Bukowski en la Rambla
Cuando murió Raúl Núñez, el funeral lo tuvo que pagar la cartelera Turia y sus cenizas esperaron en la redacción a que alguien las recogiera. Cosa que no sucedió jamás
28 diciembre, 2020 00:00Solo hablé con él una vez, en un bar de la parte baja de la ciudad cuyo nombre no recuerdo (si es que alguna vez lo supe), a altas horas de la noche y en un estado compartido de etilismo casi comatoso. Evidentemente, no sé de qué hablamos, solo recuerdo que me pareció un tipo simpático que, tal vez, se excedía un tanto en su culto al malditismo, que en su caso adquiría rasgos de militancia.
Se llamaba Raúl Núñez, había nacido en Buenos Aires en 1946 y reventaría a los 50 años en Valencia, a donde se había trasladado a finales de los 80, intuyendo, quizás, una gentrificación aterradora que en aquellos momentos nadie más captó, seguramente porque ni estaba ni se la esperaba. Había llegado a Barcelona en 1971 y aquí ejerció de poeta (y novelista) maldito de los de manual, escribiendo en bares, comiendo en figones donde le fiaban y bebiendo a diario. Se le consideraba una especie de Bukowski porteño, (algo que a él no le desagradaba), tanto entre quienes alababan sus poemas como entre los que les parecían canciones de Bob Dylan mal traducidas (Oriol Tramvia musicó unos cuantos, pero no llegó a grabarlos: Oriol también ha sido siempre un maldito, pero, en este caso, a su pesar). Nunca supe si llegó con el personaje puesto o si se lo fabricó en Barcelona, pero todo parece indicar que lo conservó hasta el final: cuando murió en Valencia, el funeral lo tuvo que pagar la cartelera Turia, donde publicaba su sección El aullido del mudo, y sus cenizas se quedaron esperando en la redacción a que alguien se presentara a recogerlas, cosa que no sucedió jamás.

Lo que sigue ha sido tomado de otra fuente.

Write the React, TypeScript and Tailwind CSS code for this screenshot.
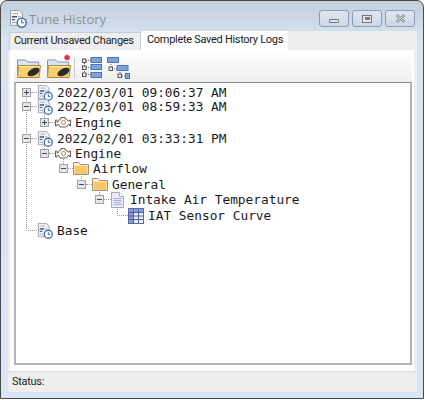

Pese a su vocación de maldito, las cosas no le fueron demasiado mal como novelista. Su primera ficción, Derrama whisky sobre tu amigo muerto, se la publicó en 1979 mi amigo y jefe Juan José Fernández en la colección de libros que editaba la revista Star. Su segunda (1984) y tercera (1986) novelas fueron acogidas por Jorge Herralde en Anagrama y, sin alcanzar la categoría de best sellers, tuvieron cierta repercusión y hasta fueron adaptadas al cine: mi querido Paco Betriu se encargó de Sinatra y Ventura Pons de La rubia del bar. Tal vez por eso se fue a Valencia a finales de los 80, porque Barcelona lo trataba demasiado bien y así no había manera de ejercer de maldito de forma no lesiva para la autoestima. Alguien me dijo que el dinero del cine le sirvió para pagar deudas y seguir pimplando. Suena verosímil. Y puede que Valencia fuese un entorno más adecuado para su malditismo vocacional: su cuarta novela, A solas con Betty Boop (1989), la publicó una pequeña editorial llamada Laia; la quinta y última, Fuera de combate, la terminó poco antes de morir y permanece inédita a día de hoy.
Cada vez quedan menos bares en Barcelona como los que le gustaban a Raúl. Ese cutrerío algo canalla en el que él se encontraba tan a gusto ha ido desvaneciéndose a bastante velocidad desde las Olimpiadas del 92 hasta el momento presente, marcado por el delirio nacionalista y la propia decadencia de la ciudad. Si paso frente a un garito especialmente churroso, uno de esos que no han caído ante la seudo modernidad de esta mezcla de Manhattan y Lloret de Mar en la que sigo viviendo, aunque ya no sé muy bien por qué, me resulta muy sencillo insertar mentalmente en la barra a aquel argentino atrabiliario que fue nuestro Bukowski durante casi 20 años y que ahora no encontraría a nadie que le alquilara un apartamento o le fiara una copa.